The 3-month ROBOR Index, according to which the cost of variable-yield loans in RON is calculated, has increased on Monday to 3.07%, up against 3.06% in the previous session, according to the figures released by the National Bank of Romania (BNR).
Early this year the index was 2.99% per annum.
The 6-month ROBOR Index, considered in order to calculate interest rates on mortgage loans, has decreased to 3.30%, up from 3.29% on Friday.
The 9-month ROBOR Index, representing the interest rate paid for the loans in RON attracted by the commercial banks from other commercial banks for a nine months period, has increased to 3.43%, up from 3.42%.
The 12-month ROBOR Index has increased to 3.49%, up from 3.48% in the previous session.
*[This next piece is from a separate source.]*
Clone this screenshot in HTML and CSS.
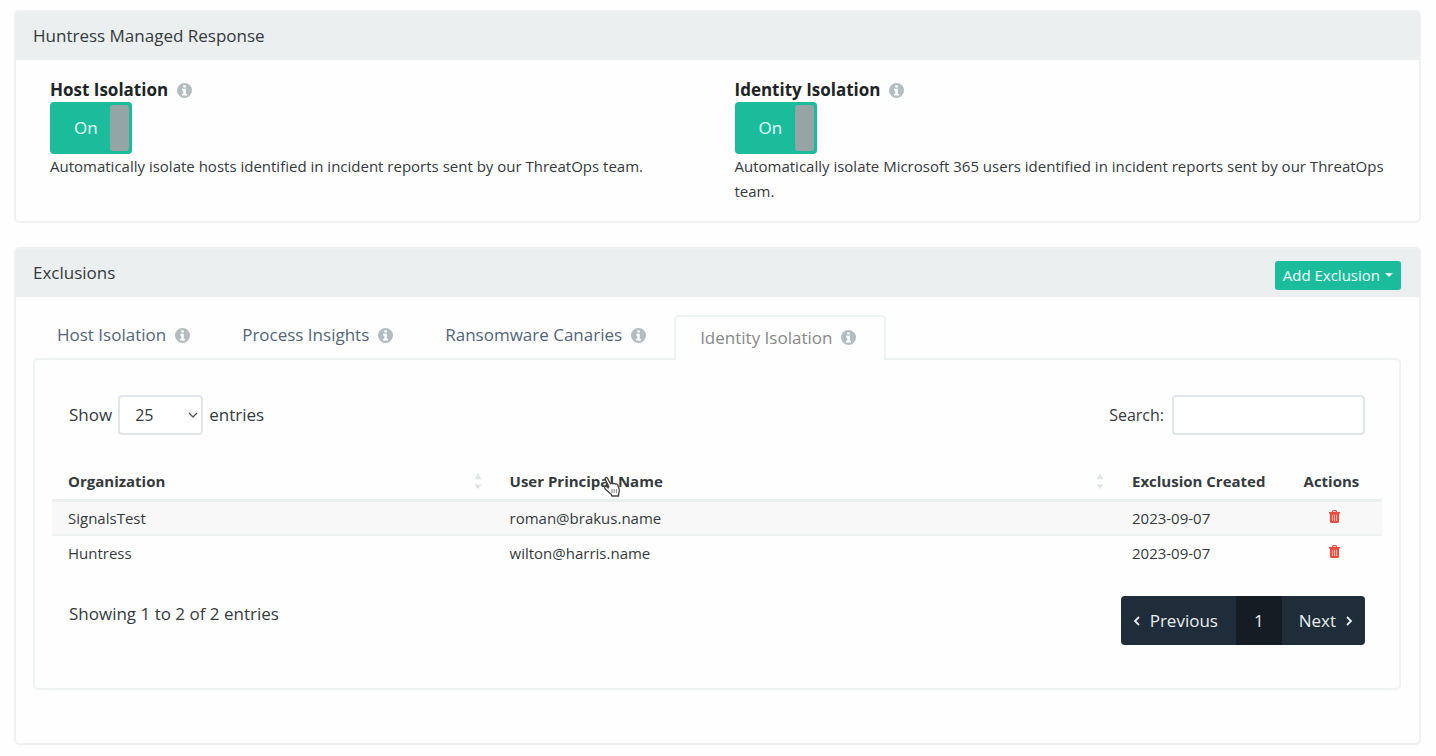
FILE: index.html
```html
<!DOCTYPE html>
<html lang="en">
<head>
<meta charset="utf-8">
<title>Huntress Managed Response</title>
<link rel="stylesheet" href="styles.css">
</head>
<body>
<svg class="sprite" aria-hidden="true">
  <symbol id="info" viewBox="0 0 16 16"><circle cx="8" cy="8" r="8" fill="currentColor"/><path fill="#fff" d="M6.7 2.4h2.7v2.3H6.7zM5.4 6.1h4v5.3h1.3v1.9H5.4v-1.9h1.3V8H5.4z"/></symbol>
  <symbol id="trash" viewBox="0 0 12 14"><path fill="currentColor" fill-rule="evenodd" d="M4 0h4l1 2h3v1.6h-1V12.500a1.500 1.500 0 0 1-1.500 1.500h-7A1.500 1.500 0 0 1 1 12.500V3.600H0V2h3zM4.600 1.200 4.200 2h3.600l-.4-.8z"/><path d="M3.700 5v7M6 5v7M8.300 5v7" stroke="#fbb9b1" stroke-width="1.100"/></symbol>
  <symbol id="sort" viewBox="0 0 8 18"><path fill="currentColor" d="M4 0l4 7H0zM0 13h8l-4 5z"/></symbol>
</svg>
<main class="page">
  <section class="panel">
    <header class="panel-header"><h2 class="panel-title">Huntress Managed Response</h2></header>
    <div class="responses">
      <div class="response">
        <div class="response-title"><label for="host">Host Isolation</label><svg class="info"><use href="#info"/></svg></div>
        <label class="toggle"><input class="toggle-input" type="checkbox" id="host" checked><span class="toggle-text">On</span><span class="toggle-handle"></span></label>
        <p class="response-text">Automatically isolate hosts identified in incident reports sent by our ThreatOps team.</p>
      </div>
      <div class="response">
        <div class="response-title"><label for="identity">Identity Isolation</label><svg class="info"><use href="#info"/></svg></div>
        <label class="toggle"><input class="toggle-input" type="checkbox" id="identity" checked><span class="toggle-text">On</span><span class="toggle-handle"></span></label>
        <p class="response-text">Automatically isolate Microsoft 365 users identified in incident reports sent by our ThreatOps team.</p>
      </div>
    </div>
  </section>

  <section class="panel">
    <header class="panel-header"><h2 class="panel-title">Exclusions</h2><button class="add" type="button">Add Exclusion<span class="caret"></span></button></header>
    <div class="exclusions">
      <nav class="tabs">
        <a class="tab" href="#host-isolation">Host Isolation<svg class="info"><use href="#info"/></svg></a>
        <a class="tab" href="#process">Process Insights<svg class="info"><use href="#info"/></svg></a>
        <a class="tab" href="#canaries">Ransomware Canaries<svg class="info"><use href="#info"/></svg></a>
        <a class="tab tab-active" href="#identity-isolation" aria-current="page">Identity Isolation<svg class="info"><use href="#info"/></svg></a>
      </nav>
      <div class="tab-content">
        <div class="tools">
          <div class="length"><label for="length">Show</label>
            <span class="select-wrap"><select class="field select" id="length"><option>25</option><option>50</option><option>100</option></select><svg class="chevron" viewBox="0 0 10 6"><path d="M1 1l4 4 4-4"/></svg></span>
            <span>entries</span></div>
          <div class="search"><label for="search">Search:</label><input class="field search-input" type="search" id="search"></div>
        </div>
        <table class="table">
          <colgroup><col class="col-org"><col class="col-name"><col class="col-date"><col class="col-actions"></colgroup>
          <thead><tr>
            <th><div class="heading">Organization<svg class="sort"><use href="#sort"/></svg></div></th>
            <th><div class="heading"><span class="hovered">User Principal Name<svg class="pointer" viewBox="0 0 20 22"><path fill="#fff" stroke="#444" stroke-width="1.300" stroke-linejoin="round" d="M6 11 2.300 3.400C1.600 1.800 3.600.8 4.500 2.300L7.400 7.800c.6-1 2-1 2.600.1.800-.9 2.100-.7 2.500.3.900-.6 2.200-.2 2.400.8l1.300 4.400c.5 1.800-.4 2.900-.5 4.600l-.2 2H8.800l-.3-1.600L3.200 14c-1.300-1.500-2.300-2.600-1.700-3.300.9-1 2.500-.3 4.500 1.600"/><path stroke="#888" d="M9 13v4M11.200 13v4M13.400 13v4"/></svg></span><svg class="sort"><use href="#sort"/></svg></div></th>
            <th>Exclusion Created</th><th>Actions</th>
          </tr></thead>
          <tbody>
            <tr><td>SignalsTest</td><td>roman@brakus.name</td><td>2023-09-07</td><td class="action"><button class="delete" type="button" aria-label="Delete SignalsTest exclusion"><svg class="trash"><use href="#trash"/></svg></button></td></tr>
            <tr><td>Huntress</td><td>wilton@harris.name</td><td>2023-09-07</td><td class="action"><button class="delete" type="button" aria-label="Delete Huntress exclusion"><svg class="trash"><use href="#trash"/></svg></button></td></tr>
          </tbody>
        </table>
        <div class="footer">
          <p class="summary">Showing 1 to 2 of 2 entries</p>
          <nav class="pager" aria-label="Pages">
            <a class="page-link" href="#previous"><svg class="arrow" viewBox="0 0 8 10"><path d="M6 1 2 5l4 4"/></svg>Previous</a>
            <a class="page-link page-current" href="#1">1</a>
            <a class="page-link" href="#next">Next<svg class="arrow" viewBox="0 0 8 10"><path d="M2 1l4 4-4 4"/></svg></a>
          </nav>
        </div>
      </div>
    </div>
  </section>
</main>
</body>
</html>
```

FILE: styles.css
```css
* { box-sizing: border-box; }
body { margin: 0; background: #fefefe; color: #343a3d; font: 17px/24px "Open Sans", sans-serif; }
h2, p { margin: 0; }
svg { flex: none; }
.sprite { display: none; }
.page { display: flex; flex-direction: column; gap: 24px; padding: 10px 15px 12px 14px; }
.panel { border: 2px solid #f0f2f2; border-radius: 5px; background: #fefefe; }
.panel-header { display: flex; justify-content: space-between; min-height: 48px; padding: 12px 18px 0 17px; background: #ebeff0; }
.panel-title { font-size: 17px; font-weight: 400; }
.info { width: 15px; height: 15px; color: #b3bdc1; }

.responses { display: grid; grid-template-columns: 1fr 1fr; padding: 18px 17px 17px; }
.response { padding: 0 17px; }
.response-title { display: flex; align-items: center; gap: 9px; color: #202425; font-weight: 700; }
.toggle { position: relative; display: flex; align-items: center; justify-content: space-between; width: 82px; height: 52px; padding: 3px 3px 3px 24px; border-radius: 4px; background: #1abc9c; color: #e6fff8; }
.toggle-input { position: absolute; inset: 0; width: 100%; height: 100%; margin: 0; opacity: 0; cursor: pointer; }
.toggle-handle { width: 19px; height: 46px; border-radius: 3px; background: #95a5a6; }
.response-text { font-size: 15px; line-height: 25px; }

.add { display: flex; align-items: center; gap: 5px; height: 29px; padding: 0 8px 2px; border: 0; border-radius: 3px; background: #1abc9c; color: #f0fffb; font: 15px/24px "Open Sans", sans-serif; }
.caret { border: 4px solid transparent; border-top-color: currentColor; border-bottom: 0; }

.exclusions { padding: 18px 18px 53px 17px; }
.tabs { display: flex; align-items: flex-start; }
.tab { display: flex; align-items: center; gap: 9px; height: 40px; padding: 0 26px; color: #52667a; text-decoration: none; }
.tab:first-child { padding-left: 24px; }
.tab-active { position: relative; height: 45px; margin: 0 2px -2px; padding: 0 28px 2px 24px; border: 2px solid #eff2f2; border-bottom: 0; border-radius: 5px 5px 0 0; background: #fefefe; color: #86898a; }
.tab-content { padding: 35px 17px 43px; border: 2px solid #eff2f2; border-radius: 5px; }
.tools { display: flex; justify-content: space-between; padding: 0 17px; }
.length, .search { display: flex; align-items: center; gap: 6px; }
.search { gap: 8px; font-size: 16px; }
.field { height: 40px; border: 2px solid #dfe7e9; border-radius: 4px; background: #fff; color: #343a3d; font: 16px/24px "Open Sans", sans-serif; }
.select-wrap { position: relative; }
.select { width: 85px; padding: 0 15px; appearance: none; }
.chevron { position: absolute; right: 5px; top: 17px; width: 10px; height: 6px; fill: none; stroke: #555; stroke-width: 1.3; pointer-events: none; }
.search-input { width: 193px; padding: 0 12px; }

.table { width: 100%; margin-top: 28px; border-collapse: collapse; table-layout: fixed; font-size: 15px; }
.col-org { width: 33.2%; }
.col-name { width: 46.8%; }
.col-date { width: 12.9%; }
.col-actions { width: 7.1%; }
th { height: 37px; padding: 0 0 0 16px; border-bottom: 3px solid #ebeff0; text-align: left; font-weight: 700; white-space: nowrap; }
td { height: 35px; padding: 0 0 0 16px; }
tbody tr:first-child { background: #f8f8f8; }
tbody tr + tr td { border-top: 2px solid #eff2f2; }
.heading { display: flex; align-items: center; justify-content: space-between; padding-right: 12px; }
.sort { width: 8px; height: 16px; color: #e2e5e6; }
.hovered { position: relative; }
.pointer { position: absolute; left: 93px; top: 7px; width: 20px; height: 22px; fill: none; }
.action { padding: 0; text-align: center; }
.delete { display: inline-flex; padding: 0 0 8px; border: 0; background: none; color: #e74c3c; }
.trash { width: 11px; height: 13px; }

.footer { display: flex; justify-content: space-between; padding: 26px 17px 0; }
.summary { padding-top: 6px; }
.pager { display: flex; height: 49px; overflow: hidden; border-radius: 4px; background: #1f2d3a; }
.page-link { display: flex; align-items: center; gap: 9px; padding: 0 12px 0 17px; color: #e8edf0; text-decoration: none; }
.page-link:first-child { padding: 0 18px 0 12px; }
.page-current { padding: 0 18px; background: #151c23; }
.arrow { width: 8px; height: 10px; fill: none; stroke: currentColor; stroke-width: 1.8; }
```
ROBOR (Romanian Interbank Offer Rate) is the average interest rate for loans in national currency granted on the interbank market, and the increase of this indicator will lead to an increase of instalments for loans in national currency.
Gov’t urges central bank to re-define ROBOR, Darius Valcov says
Darius Valcov, adviser on economic issues to PM Viorica Dancila, argues, in an interview for Blomberg on Monday, that he hopes for a change of the formula used to calculate the so-called ROBOR interbank rate or scrap it all together.
“I hope we can get a radical change in the way ROBOR is calculated or even see its demise,” Valcov said in a phone interview Monday. “A decision will be made with the central bank, which can modify internal rules on the market rates without requiring parliamentary approval.”
“That will end a situation in which banks lend to one another at unjustifiably low costs,” he added.
The government is asking the central bank to help it effectively eliminate a so-called “greed tax” on banks that it pushed through despite warnings from policy makers and investors who drove the leu to a record-low, Bloomberg also informs.
The central bank and the Finance Ministry are now engaged in a debate over how to alleviate the pressure that the new tax is generating on banks, with rate-setters urging the cabinet to drop the link between the tax and the ROBOR. Valcov suggested that the central bank can work with lenders and the government to push the ROBOR to below 2 percent, a level at which the tax is zero.
“We don’t care about the level of the tax or any extra revenue,” Valcov said. “We want the borrowing costs for citizens to be close to those of the other Europeans, to be cut in half from the current levels.”